Ключевой чертой героизма как формы идентификации и социального действия является максимализм: «Нужно что-то сдвинуть, совершить что-то свыше сил, отдать при этом самое дорогое, свою жизнь, – такова заповедь героизма. Стать героем, а вместе и спасителем человечества можно героическим деянием, далеко выходящим за пределы обыденного долга» [882] . Результатом подобного настроения оказывается нигилизм, неприятие повседневности, обычных устремлений рядовых людей. Нельзя просто жить, надо жить исключительно ради великой цели. Люди, с этой точки зрения, являются неполноценными существами, поэтому требуется процесс их очеловечивания и обучения (вспомним коммунистическое «идейное воспитание»), а для этого необходимы учителя, на функцию которых и претендуют «герои», и соответствующая система образования [883] . Вот откуда ненависть «героев» к «мещанству», стремление переделать людей, навязать им идентичность. В этом смысл того феномена, который Булгаков, как и другие авторы «Вех», называет «интеллигентщиной». «Крайне непопулярны среди интеллигенции понятия личной нравственности, личного самоусовершенствования, выработки личности (и, наоборот, особенный, сакраментальный характер имеет слово общественный)… Интеллигенция не хочет допустить, что в личности заключена живая творческая энергия, и остается глуха ко всему, что к этой проблеме приближается.» [884] . Люди в этом смысле есть только то, чему их учат, – такую ипостась приобретают идеалы просвещения в идеологии «героев».
882
Ibid., с. 285.
883
З. Бауман, «Законодатели и толкователи», в Неприкосновенный запас, 2003, № 1. .
884
С. Н. Булгаков, Два града, с. 288.
Применительно к русской интеллигенции вполне применимы те характеристики, которыми А. Грамши описывал «органических интеллектуалов» (в данном случае можно пренебречь различием между содержанием концептов интеллектуалы и интеллигенция), функция которых – идеологически озвучивать мировоззрение, интересы, интенции и исторически детерминированный потенциал какого-либо конкретного класса, легитимировать его притязания на власть.
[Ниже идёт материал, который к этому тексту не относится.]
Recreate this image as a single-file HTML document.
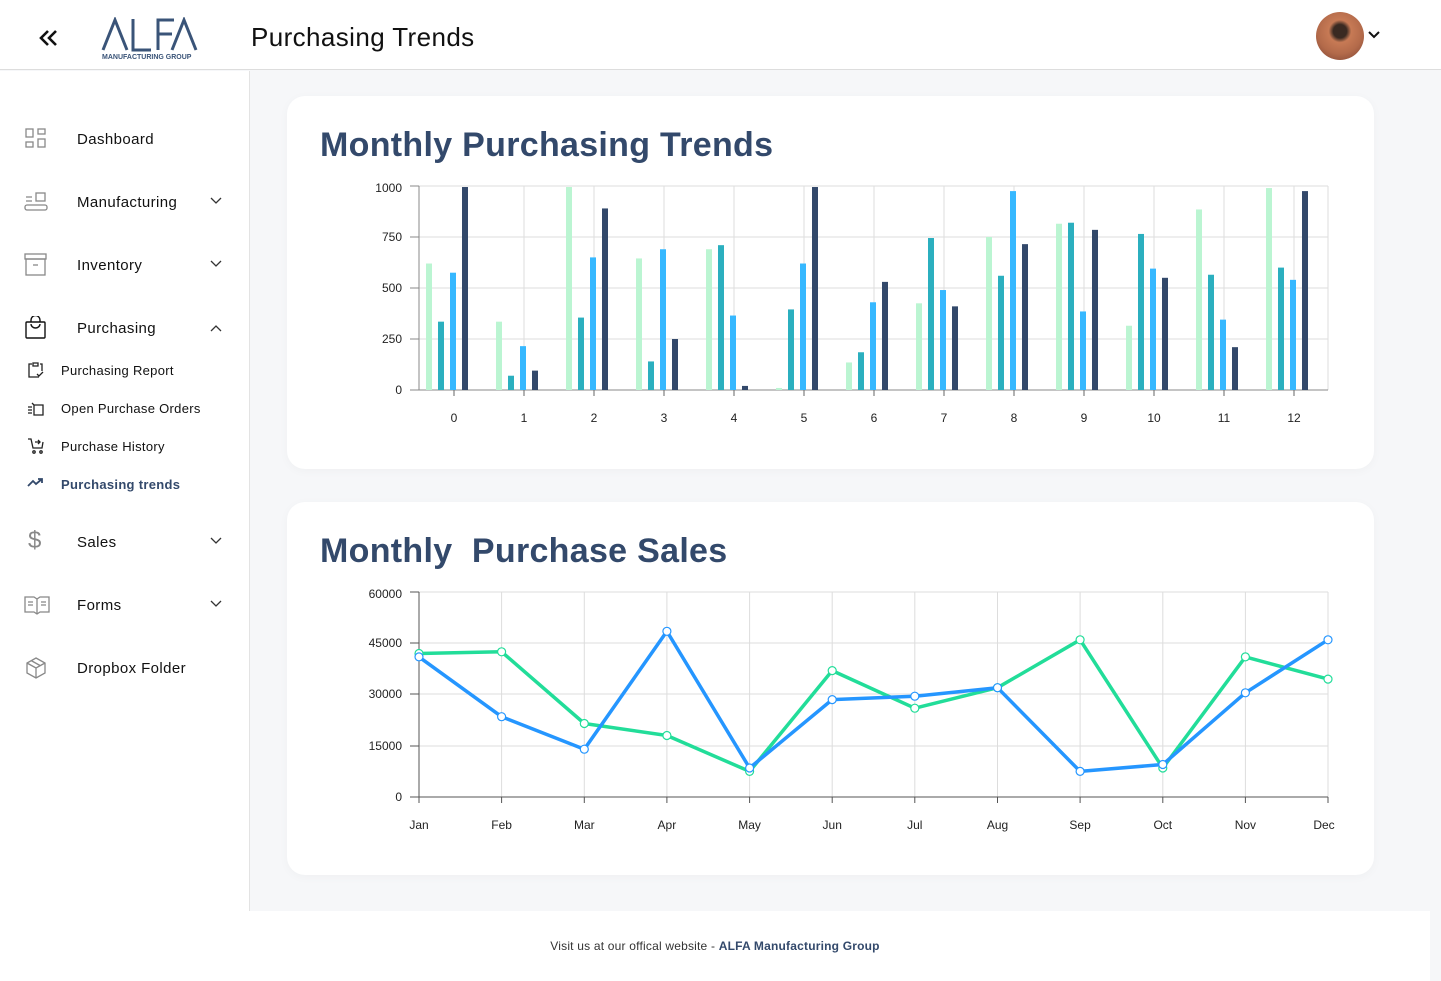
<!DOCTYPE html>
<html><head><meta charset="utf-8"><style>
*{box-sizing:border-box;margin:0;padding:0}
body{width:1441px;height:981px;background:#f6f7f9;font-family:"Liberation Sans",sans-serif;position:relative;overflow:hidden;color:#111}
.top{position:absolute;left:0;top:0;width:1441px;height:70px;background:#fff;border-bottom:1px solid #ddd}
.side{position:absolute;left:0;top:71px;width:250px;height:840px;background:#fff;border-right:1px solid #e3e3e3}
.it{position:absolute;left:77px;font-size:15px;color:#111;letter-spacing:.4px}
.sub{position:absolute;left:61px;font-size:13px;color:#111;letter-spacing:.3px}
.ic{position:absolute;left:24px}
.chev{position:absolute;left:210px}
.card{position:absolute;left:287px;width:1087px;height:373px;background:#fff;border-radius:18px;box-shadow:0 2px 10px rgba(0,0,0,.03)}
.card h2{position:absolute;left:33px;top:30px;font-size:34px;font-weight:bold;color:#33496b;letter-spacing:.3px}
.foot{position:absolute;left:0;top:911px;width:1430px;height:70px;background:#fff;font-size:12px;color:#333;text-align:center;padding-top:28px;letter-spacing:.2px}
svg text{font-family:"Liberation Sans",sans-serif;font-size:12px;fill:#222}
</style></head><body>
<div class="top">
<svg style="position:absolute;left:38px;top:29px" width="22" height="18" viewBox="0 0 22 18"><path d="M10 2 3 9l7 7M18 2l-7 7 7 7" fill="none" stroke="#111" stroke-width="2.6"/></svg>
<svg style="position:absolute;left:100px;top:17px" width="104" height="44" viewBox="0 0 104 44"><path d="M3 33 15 3 27 33M33 2v31h18M58 33V3h16M58 17h14M72 33 84 3 96 33" fill="none" stroke="#3a5478" stroke-width="3"/><text x="2" y="42" style="font-size:7px;font-weight:bold;fill:#3a5478">MANUFACTURING GROUP</text></svg>
<div style="position:absolute;left:251px;top:22px;font-size:26px;color:#111;letter-spacing:.4px">Purchasing Trends</div>
<div style="position:absolute;left:1316px;top:12px;width:48px;height:48px;border-radius:50%;background:radial-gradient(circle at 50% 40%,#3a2a22 0 18%,#c77a55 30%,#b36a4a 60%,#7a4030 100%)"></div>
<svg style="position:absolute;left:1367px;top:30px" width="14" height="10"><path d="M2 2l5 5 5-5" fill="none" stroke="#111" stroke-width="2"/></svg>
</div>
<div class="side">
<svg class="ic" style="top:57px" width="24" height="22" fill="none" stroke="#888" stroke-width="1.3"><rect x="2" y="1" width="7" height="8"/><rect x="14" y="1" width="7" height="5"/><rect x="2" y="14" width="7" height="5"/><rect x="14" y="11" width="7" height="8"/></svg>
<div class="it" style="top:60px">Dashboard</div>
<svg class="ic" style="top:120px" width="24" height="22" fill="none" stroke="#888" stroke-width="1.3"><rect x="12" y="2" width="9" height="8"/><path d="M2 6h6M2 10h6"/><rect x="1" y="14" width="22" height="5" rx="2"/></svg>
<div class="it" style="top:123px">Manufacturing</div>
<svg class="chev" style="top:126px" width="12" height="8"><path d="M1 1l5 5 5-5" fill="none" stroke="#333" stroke-width="1.3"/></svg>
<svg class="ic" style="top:182px" width="24" height="24" fill="none" stroke="#888" stroke-width="1.3"><rect x="1" y="1" width="21" height="5"/><rect x="2" y="6" width="19" height="16"/><path d="M9 12h5"/></svg>
<div class="it" style="top:186px">Inventory</div>
<svg class="chev" style="top:189px" width="12" height="8"><path d="M1 1l5 5 5-5" fill="none" stroke="#333" stroke-width="1.3"/></svg>
<svg class="ic" style="top:245px" width="24" height="24" fill="none" stroke="#111" stroke-width="1.4"><rect x="2" y="6" width="19" height="16" rx="1"/><path d="M7 6V4a4 4 0 0 1 9 0v2M7 8a4.5 4 0 0 0 9 0"/></svg>
<div class="it" style="top:249px">Purchasing</div>
<svg class="chev" style="top:253px" width="12" height="8"><path d="M1 7l5-5 5 5" fill="none" stroke="#333" stroke-width="1.3"/></svg>
<svg class="ic" style="top:290px;left:27px" width="18" height="18" fill="none" stroke="#222" stroke-width="1.3"><path d="M5 3H2v13h10M13 3h2v7M6 2h5v3H6zM10 13l2 2 4-4"/></svg>
<div class="sub" style="top:292px">Purchasing Report</div>
<svg class="ic" style="top:328px;left:27px" width="18" height="18" fill="none" stroke="#222" stroke-width="1.3"><path d="M5 4l2 2v10h9V6H7M1 8h4M1 11h4M1 14h4"/></svg>
<div class="sub" style="top:330px">Open Purchase Orders</div>
<svg class="ic" style="top:366px;left:27px" width="18" height="18" fill="none" stroke="#222" stroke-width="1.3"><path d="M1 2h3l2 9h9l1-6M8 5h5M11 3l2 2-2 2"/><circle cx="7" cy="15" r="1.2"/><circle cx="14" cy="15" r="1.2"/></svg>
<div class="sub" style="top:368px">Purchase History</div>
<svg class="ic" style="top:405px;left:27px" width="18" height="14" fill="none" stroke="#33496b" stroke-width="1.8"><path d="M1 10l5-5 3 3 6-5M11 3h4v4"/></svg>
<div class="sub" style="top:406px;font-weight:bold;color:#33496b">Purchasing trends</div>
<div class="ic" style="top:456px;left:28px;font-size:24px;color:#888">$</div>
<div class="it" style="top:463px">Sales</div>
<svg class="chev" style="top:466px" width="12" height="8"><path d="M1 1l5 5 5-5" fill="none" stroke="#333" stroke-width="1.3"/></svg>
<svg class="ic" style="top:523px" width="26" height="22" fill="none" stroke="#888" stroke-width="1.3"><path d="M1 3h9l3 2 3-2h9v15h-9l-3 2-3-2H1zM13 5v15M4 8h5M4 11h5M17 8h5M17 11h5"/></svg>
<div class="it" style="top:526px">Forms</div>
<svg class="chev" style="top:529px" width="12" height="8"><path d="M1 1l5 5 5-5" fill="none" stroke="#333" stroke-width="1.3"/></svg>
<svg class="ic" style="top:585px" width="24" height="24" fill="none" stroke="#888" stroke-width="1.3"><path d="M12 2l9 5v10l-9 5-9-5V7zM3 7l9 5 9-5M12 12v10M7 4.5l9 5"/></svg>
<div class="it" style="top:589px">Dropbox Folder</div>
</div>

<div class="card" style="top:96px"><h2>Monthly Purchasing Trends</h2></div>
<div class="card" style="top:502px"><h2>Monthly&nbsp; Purchase Sales</h2></div>

<svg style="position:absolute;left:0;top:0" width="1441" height="981">
<g stroke="#ddd" stroke-width="1">
<path d="M419 186H1328M419 237H1328M419 288H1328M419 339H1328M1328 186V390M524 186V390M594 186V390M664 186V390M734 186V390M804 186V390M874 186V390M944 186V390M1014 186V390M1084 186V390M1154 186V390M1224 186V390M1294 186V390"/>
</g>
<path d="M419 186V390H1328M410 390h9M410 339h9M410 288h9M410 237h9M410 186h9" stroke="#888" fill="none"/>
<g stroke="#666"><path d="M454 390v6M524 390v6M594 390v6M664 390v6M734 390v6M804 390v6M874 390v6M944 390v6M1014 390v6M1084 390v6M1154 390v6M1224 390v6M1294 390v6"/></g>
<g transform="translate(0,390) scale(1,-0.204)">
<g fill="#bbf5d2"><rect x="426" width="6" height="620"/><rect x="496" width="6" height="335"/><rect x="566" width="6" height="995"/><rect x="636" width="6" height="645"/><rect x="706" width="6" height="690"/><rect x="776" width="6" height="10"/><rect x="846" width="6" height="135"/><rect x="916" width="6" height="425"/><rect x="986" width="6" height="750"/><rect x="1056" width="6" height="815"/><rect x="1126" width="6" height="315"/><rect x="1196" width="6" height="885"/><rect x="1266" width="6" height="990"/></g>
<g fill="#2bafbf"><rect x="438" width="6" height="335"/><rect x="508" width="6" height="70"/><rect x="578" width="6" height="355"/><rect x="648" width="6" height="140"/><rect x="718" width="6" height="710"/><rect x="788" width="6" height="395"/><rect x="858" width="6" height="185"/><rect x="928" width="6" height="745"/><rect x="998" width="6" height="560"/><rect x="1068" width="6" height="820"/><rect x="1138" width="6" height="765"/><rect x="1208" width="6" height="565"/><rect x="1278" width="6" height="600"/></g>
<g fill="#36b8ff"><rect x="450" width="6" height="575"/><rect x="520" width="6" height="215"/><rect x="590" width="6" height="650"/><rect x="660" width="6" height="690"/><rect x="730" width="6" height="365"/><rect x="800" width="6" height="620"/><rect x="870" width="6" height="430"/><rect x="940" width="6" height="490"/><rect x="1010" width="6" height="975"/><rect x="1080" width="6" height="385"/><rect x="1150" width="6" height="595"/><rect x="1220" width="6" height="345"/><rect x="1290" width="6" height="540"/></g>
<g fill="#33496b"><rect x="462" width="6" height="995"/><rect x="532" width="6" height="95"/><rect x="602" width="6" height="890"/><rect x="672" width="6" height="250"/><rect x="742" width="6" height="20"/><rect x="812" width="6" height="995"/><rect x="882" width="6" height="530"/><rect x="952" width="6" height="410"/><rect x="1022" width="6" height="715"/><rect x="1092" width="6" height="785"/><rect x="1162" width="6" height="550"/><rect x="1232" width="6" height="210"/><rect x="1302" width="6" height="975"/></g>
</g>
<g text-anchor="end"><text x="402" y="192">1000</text><text x="402" y="241">750</text><text x="402" y="292">500</text><text x="402" y="343">250</text><text x="402" y="394">0</text></g>
<g text-anchor="middle"><text x="454" y="422">0</text><text x="524" y="422">1</text><text x="594" y="422">2</text><text x="664" y="422">3</text><text x="734" y="422">4</text><text x="804" y="422">5</text><text x="874" y="422">6</text><text x="944" y="422">7</text><text x="1014" y="422">8</text><text x="1084" y="422">9</text><text x="1154" y="422">10</text><text x="1224" y="422">11</text><text x="1294" y="422">12</text></g>

<g stroke="#ddd"><path d="M419 592H1328M419 643H1328M419 694H1328M419 746H1328M501.6 592V797M584.3 592V797M666.9 592V797M749.6 592V797M832.2 592V797M914.8 592V797M997.5 592V797M1080.1 592V797M1162.8 592V797M1245.4 592V797M1328 592V797"/></g>
<path d="M419 592V797H1328M410 797h9M410 746h9M410 694h9M410 643h9M410 592h9M419 797v6M501.6 797v6M584.3 797v6M666.9 797v6M749.6 797v6M832.2 797v6M914.8 797v6M997.5 797v6M1080.1 797v6M1162.8 797v6M1245.4 797v6M1328 797v6" stroke="#555" fill="none"/>
<g text-anchor="end"><text x="402" y="598">60000</text><text x="402" y="647">45000</text><text x="402" y="698">30000</text><text x="402" y="750">15000</text><text x="402" y="801">0</text></g>
<g text-anchor="middle"><text x="419" y="829">Jan</text><text x="501.6" y="829">Feb</text><text x="584.3" y="829">Mar</text><text x="666.9" y="829">Apr</text><text x="749.6" y="829">May</text><text x="832.2" y="829">Jun</text><text x="914.8" y="829">Jul</text><text x="997.5" y="829">Aug</text><text x="1080.1" y="829">Sep</text><text x="1162.8" y="829">Oct</text><text x="1245.4" y="829">Nov</text><text x="1324" y="829">Dec</text></g>
<polyline fill="none" stroke="#22dd99" stroke-width="3.5" stroke-linejoin="round" points="419,653.5 501.6,651.8 584.3,723.5 666.9,735.5 749.6,771.4 832.2,670.6 914.8,708.2 997.5,687.7 1080.1,639.8 1162.8,768 1245.4,656.9 1328,679.1"/>
<polyline fill="none" stroke="#2596ff" stroke-width="3.5" stroke-linejoin="round" points="419,656.9 501.6,716.7 584.3,749.2 666.9,631.3 749.6,768 832.2,699.6 914.8,696.2 997.5,687.7 1080.1,771.4 1162.8,764.5 1245.4,692.8 1328,639.8"/>
<g fill="#fff" stroke="#22dd99" stroke-width="1.2"><circle cx="419" cy="653.5" r="4"/><circle cx="501.6" cy="651.8" r="4"/><circle cx="584.3" cy="723.5" r="4"/><circle cx="666.9" cy="735.5" r="4"/><circle cx="749.6" cy="771.4" r="4"/><circle cx="832.2" cy="670.6" r="4"/><circle cx="914.8" cy="708.2" r="4"/><circle cx="997.5" cy="687.7" r="4"/><circle cx="1080.1" cy="639.8" r="4"/><circle cx="1162.8" cy="768" r="4"/><circle cx="1245.4" cy="656.9" r="4"/><circle cx="1328" cy="679.1" r="4"/></g>
<g fill="#fff" stroke="#2596ff" stroke-width="1.2"><circle cx="419" cy="656.9" r="4"/><circle cx="501.6" cy="716.7" r="4"/><circle cx="584.3" cy="749.2" r="4"/><circle cx="666.9" cy="631.3" r="4"/><circle cx="749.6" cy="768" r="4"/><circle cx="832.2" cy="699.6" r="4"/><circle cx="914.8" cy="696.2" r="4"/><circle cx="997.5" cy="687.7" r="4"/><circle cx="1080.1" cy="771.4" r="4"/><circle cx="1162.8" cy="764.5" r="4"/><circle cx="1245.4" cy="692.8" r="4"/><circle cx="1328" cy="639.8" r="4"/></g>
</svg>
<div class="foot">Visit us at our offical website - <b style="color:#33496b">ALFA Manufacturing Group</b></div>
</body></html>
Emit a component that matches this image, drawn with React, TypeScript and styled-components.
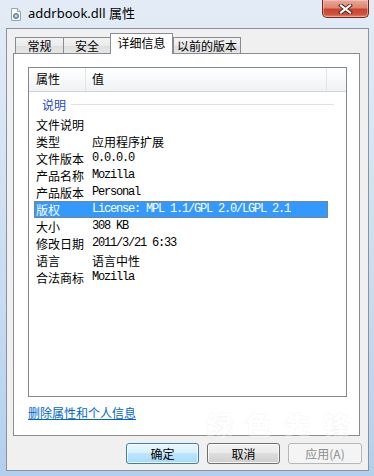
import styled, { createGlobalStyle } from 'styled-components';

const GlobalStyle = createGlobalStyle`
    html, body {
        margin: 0;
        padding: 0;
    }
    body {
        width: 374px;
        height: 476px;
        overflow: hidden;
        font-family: "Noto Sans CJK SC", "Noto Sans", sans-serif;
        color: #000;
    }
`;

const CJK = `"Noto Sans CJK SC", "Noto Sans", sans-serif`;
const MONO = `"Liberation Mono", "Noto Sans CJK SC", monospace`;

const Window = styled.div`
    position: relative;
    width: 374px;
    height: 476px;
    box-sizing: border-box;
    display: flex;
    flex-direction: column;
    padding: 0 5px 5px 6px;
    overflow: hidden;
    background: linear-gradient(180deg, #e3ecf6 0%, #d9e6f4 25%, #c4d9f1 70%, #b3cfee 100%);
`;

const TitleBar = styled.div`
    height: 28px;
    display: flex;
    align-items: flex-start;
`;

const TitleIcon = styled.svg`
    margin: 8px 0 0 4px;
    width: 12px;
    height: 13px;
`;

const TitleText = styled.div`
    margin: 5px 0 0 6px;
    font-family: "Noto Sans", ${CJK};
    font-size: 13px;
    line-height: 17px;
    color: #000;
`;

const CloseButton = styled.div`
    margin-left: auto;
    width: 47px;
    height: 18px;
    box-sizing: border-box;
    border: 1px solid #6b2a1f;
    border-top: none;
    border-radius: 0 0 5px 5px;
    background: linear-gradient(180deg, #e9a99b 0%, #dc8572 45%, #c8442f 55%, #d0553d 85%, #e48a6c 100%);
    box-shadow: inset 0 0 0 1px rgba(255, 220, 210, 0.45);
    display: flex;
    align-items: center;
    justify-content: center;
`;

const Body = styled.div`
    height: 443px;
    box-sizing: border-box;
    border: 1px solid #8a929c;
    background: #f0f0f0;
    display: flex;
    flex-direction: column;
    padding: 0 8px 6px 6px;
`;

const TabStrip = styled.div`
    margin-top: 4px;
    height: 20px;
    display: flex;
    align-items: flex-end;
    padding-left: 2px;
    position: relative;
    z-index: 1;
`;

const Tab = styled.div<{ $active?: boolean; $w: number }>`
    width: ${p => p.$w}px;
    box-sizing: border-box;
    height: ${p => (p.$active ? 21 : 16)}px;
    margin-bottom: ${p => (p.$active ? -1 : 0)}px;
    border: 1px solid #898c95;
    border-bottom: none;
    border-right: ${p => (p.$active ? '1px solid #898c95' : 'none')};
    background: ${p => (p.$active
        ? '#fff'
        : 'linear-gradient(180deg, #f3f3f3 0%, #ebebeb 50%, #dedede 51%, #e6e6e6 100%)')};
    font-family: ${CJK};
    font-size: 12px;
    line-height: ${p => (p.$active ? 18 : 15)}px;
    text-align: center;
    &:last-child {
        border-right: 1px solid #898c95;
    }
`;

const Panel = styled.div`
    height: 383px;
    box-sizing: border-box;
    border: 1px solid #898c95;
    background: #fff;
    padding: 13px 12px 0 14px;
    display: flex;
    flex-direction: column;
`;

const ListView = styled.div`
    height: 330px;
    box-sizing: border-box;
    border: 1px solid #828790;
    background: #fff;
    overflow: hidden;
`;

const Header = styled.div`
    height: 24px;
    box-sizing: border-box;
    display: flex;
    border-bottom: 1px solid #d5d5d5;
    background: linear-gradient(180deg, #ffffff 0%, #f7f8f9 55%, #f1f2f4 100%);
`;

const HeaderCell = styled.div<{ $w?: number }>`
    ${p => (p.$w ? `width: ${p.$w}px;` : 'flex: 1;')}
    box-sizing: border-box;
    padding-left: ${p => (p.$w === 57 ? 7 : 6)}px;
    border-right: 1px solid #e3e4e6;
    font-family: ${CJK};
    font-size: 12px;
    line-height: 22px;
    &:last-child {
        border-right: none;
    }
`;

const GroupRow = styled.div`
    height: 24px;
    display: flex;
    align-items: center;
    padding: 0 12px 0 13px;
    gap: 5px;
`;

const GroupLabel = styled.span`
    font-family: ${CJK};
    font-size: 12px;
    color: #2448c0;
`;

const GroupLine = styled.div`
    flex: 1;
    height: 1px;
    margin-top: 1px;
    background: #dedef6;
`;

const Row = styled.div<{ $selected?: boolean }>`
    width: 294px;
    height: 17px;
    box-sizing: border-box;
    margin-left: 5px;
    display: flex;
    align-items: center;
    background: ${p => (p.$selected ? '#3399ff' : 'transparent')};
    border: 1px ${p => (p.$selected ? 'dotted #b8742e' : 'solid transparent')};
    color: ${p => (p.$selected ? '#fff' : '#000')};
`;

const Label = styled.div`
    width: 56px;
    padding-left: 1px;
    font-family: ${CJK};
    font-size: 12px;
    line-height: 15px;
    white-space: nowrap;
`;

const Value = styled.div<{ $mono?: boolean }>`
    font-family: ${p => (p.$mono ? MONO : CJK)};
    font-size: 12px;
    letter-spacing: ${p => (p.$mono ? -1.2 : 0)}px;
    line-height: 15px;
    white-space: nowrap;
`;

const RemoveLink = styled.a`
    margin-top: 8px;
    align-self: flex-start;
    font-family: ${CJK};
    font-size: 12px;
    line-height: 16px;
    color: #0066cc;
    text-decoration: underline;
    cursor: pointer;
`;

const ButtonRow = styled.div`
    margin-top: 7px;
    margin-right: -2px;
    display: flex;
    justify-content: flex-end;
    gap: 8px;
`;

const Button = styled.button<{ $kind?: 'default' | 'disabled'; $w?: number }>`
    width: ${p => p.$w ?? 73}px;
    height: 21px;
    box-sizing: border-box;
    padding: 0;
    border-radius: 3px;
    font-family: ${CJK};
    font-size: 12px;
    line-height: 18px;
    border: 1px solid ${p => (p.$kind === 'default' ? '#3c7fb1' : p.$kind === 'disabled' ? '#b5b8bb' : '#707070')};
    color: ${p => (p.$kind === 'disabled' ? '#8d8d8d' : '#000')};
    background: ${p => (p.$kind === 'default'
        ? 'linear-gradient(180deg, #eaf6fd 0%, #d9f0fc 45%, #bee6fd 50%, #a7d9f5 100%)'
        : p.$kind === 'disabled'
            ? '#f4f4f4'
            : 'linear-gradient(180deg, #f2f2f2 0%, #ebebeb 45%, #dddddd 50%, #cfcfcf 100%)')};
    box-shadow: inset 0 0 0 1px ${p => (p.$kind === 'disabled' ? 'transparent' : 'rgba(255,255,255,0.75)')};
`;

const Watermark = styled.div`
    position: absolute;
    left: 206px;
    top: 411px;
    font-family: ${CJK};
    font-weight: 900;
    font-size: 27px;
    line-height: 28px;
    letter-spacing: 12px;
    color: rgba(255, 255, 255, 0.35);
    -webkit-text-stroke: 0.5px rgba(200, 200, 200, 0.22);
    pointer-events: none;
    white-space: nowrap;
`;

type Prop = { label: string; value?: string; mono?: boolean; selected?: boolean };

const props: Prop[] = [
    { label: '文件说明' },
    { label: '类型', value: '应用程序扩展' },
    { label: '文件版本', value: '0.0.0.0', mono: true },
    { label: '产品名称', value: 'Mozilla', mono: true },
    { label: '产品版本', value: 'Personal', mono: true },
    { label: '版权', value: 'License: MPL 1.1/GPL 2.0/LGPL 2.1', mono: true, selected: true },
    { label: '大小', value: '308 KB', mono: true },
    { label: '修改日期', value: '2011/3/21 6:33', mono: true },
    { label: '语言', value: '语言中性' },
    { label: '合法商标', value: 'Mozilla', mono: true },
];

const tabs = [
    { name: '常规', w: 48 },
    { name: '安全', w: 47 },
    { name: '详细信息', w: 63, active: true },
    { name: '以前的版本', w: 68 },
];

export default function App() {
    return <>
        <GlobalStyle />
        <Window>
            <TitleBar>
                <TitleIcon viewBox="0 0 12 13">
                    <path d="M1.5 0.5h6l3 3v9h-9z" fill="#fdfdfd" stroke="#9aa3ad" />
                    <path d="M7.5 0.5v3h3" fill="#e6e9ec" stroke="#9aa3ad" />
                    <circle cx="6" cy="8" r="2.6" fill="#7fa6c8" stroke="#51708e" strokeWidth="0.8" />
                    <circle cx="6" cy="8" r="0.9" fill="#e8f0f7" />
                </TitleIcon>
                <TitleText>addrbook.dll 属性</TitleText>
                <CloseButton>
                    <svg width="15" height="10" viewBox="0 0 15 10">
                        <path d="M3 1.5L12 8.5M12 1.5L3 8.5" stroke="#4a1e16" strokeWidth="4" strokeLinecap="square" />
                        <path d="M3 1.5L12 8.5M12 1.5L3 8.5" stroke="#fff" strokeWidth="2.2" strokeLinecap="square" />
                    </svg>
                </CloseButton>
            </TitleBar>
            <Body>
                <TabStrip>
                    {tabs.map(t => <Tab key={t.name} $w={t.w} $active={t.active}>{t.name}</Tab>)}
                </TabStrip>
                <Panel>
                    <ListView>
                        <Header>
                            <HeaderCell $w={57}>属性</HeaderCell>
                            <HeaderCell $w={241}>值</HeaderCell>
                            <HeaderCell />
                        </Header>
                        <GroupRow>
                            <GroupLabel>说明</GroupLabel>
                            <GroupLine />
                        </GroupRow>
                        {props.map(p => <Row key={p.label} $selected={p.selected}>
                            <Label>{p.label}</Label>
                            {p.value && <Value $mono={p.mono}>{p.value}</Value>}
                        </Row>)}
                    </ListView>
                    <RemoveLink>删除属性和个人信息</RemoveLink>
                </Panel>
                <ButtonRow>
                    <Button $kind="default">确定</Button>
                    <Button>取消</Button>
                    <Button $kind="disabled" $w={74}>应用(A)</Button>
                </ButtonRow>
            </Body>
            <Watermark>绿色先锋</Watermark>
        </Window>
    </>;
}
При этом, как замечает З. Бауман, хотя такие интеллектуалы и претендовали на некую объективную, внешнюю картину «классовых интересов», однако «более внимательный взгляд, легко проникая сквозь маскировочную завесу, отмечает необычайное сходство актеров, разыгрывающих идеологические сценарии, с их сценаристами-интеллектуалами. Кого бы ни объявляли моделью, что позировала портретисту на сей раз, в итоге неизбежно получался слегка замаскированный портрет самого художника. Под видом органических идеологий интеллектуалы – хотя сами они признаются в этом крайне редко – создавали свои автопортреты». И это очевидно в «героической» идеологии радикальной интеллигенции. «Хорошее общество», созидателями которого считаются герои, – это, в итоге, проекция образа жизни интеллектуалов на общество в целом. При этом такая социальная практика оказывается исключительно враждебной реальному социальному многообразию, не вписывающемуся в уже известную героям «истину», как и известные пути к ней. Задается однозначная модель политики идентичности, исключающая какие-либо внутренние борения и поиски. Фактически как решение социальных проблем, так и «формирование нового человека» возлагается на власть, которую нужно завоевать и правильно устроить. Отсюда особый интерес «героев» к внешним («революционным», «дисциплинарным») практикам преобразования социальной жизни: «Подлинное новаторство тут вновь состоит в том, что индивид, его мысли и поведение мыслятся как нечто гибкое и податливое, как объект практик, как то, чему можно целенаправленно придать иную направленность». Это и есть то, что Бауман называет «законодательной властью»: «Эта власть включала в себя право диктовать правила, которым должен подчиняться социум; она легитимировалась как авторитет, которому “лучше знать”, как обладающая высшим знанием, качество которого гарантируется уже самим методом его производства» [885] .
885
З. Бауман, Ibid.
Героизм фактически есть ответ на первое искушение Христа в пустыне, ибо принимает этот временный мир за единственный мир, борется со злом средствами этого же мира и в его пределах. В этом, отмечает Булгаков в статье «Христианство и социализм», есть некоторая своя правда, ибо кажется столь понятной задача преодолеть голод и разбить цепи бедности и рабства. И сколько деятелей с тех пор обещает превратить камни в хлебы («накормить народ»), полагая, что этим и решаются все социальные задачи. Все остальное вторично. Справедливо говорит Достоевский в «Великом инквизиторе», что в немногих словах упомянутой евангельской притчи предопределено духовное содержание всей человеческой истории. Героизм, скажем, в форме социализма, провозглашает своей программой освобождение от хозяйства. Но, замечает Булгаков, «самую свободу от хозяйства можно представлять себе, однако, двояким способом: как свободу духовную, достигаемую напряжением духовных сил, и как свободу чисто хозяйственную, осуществляемую через хозяйство, так называемым “развитием производительных сил”. Первая достижима на пути религиозном, указуемом христианством, а также и другими религиями, например, буддизмом, вторая же соответствует социалистическим обетованиям» [886] .
886
С. Н. Булгаков, Христианский социализм, с. 209–210.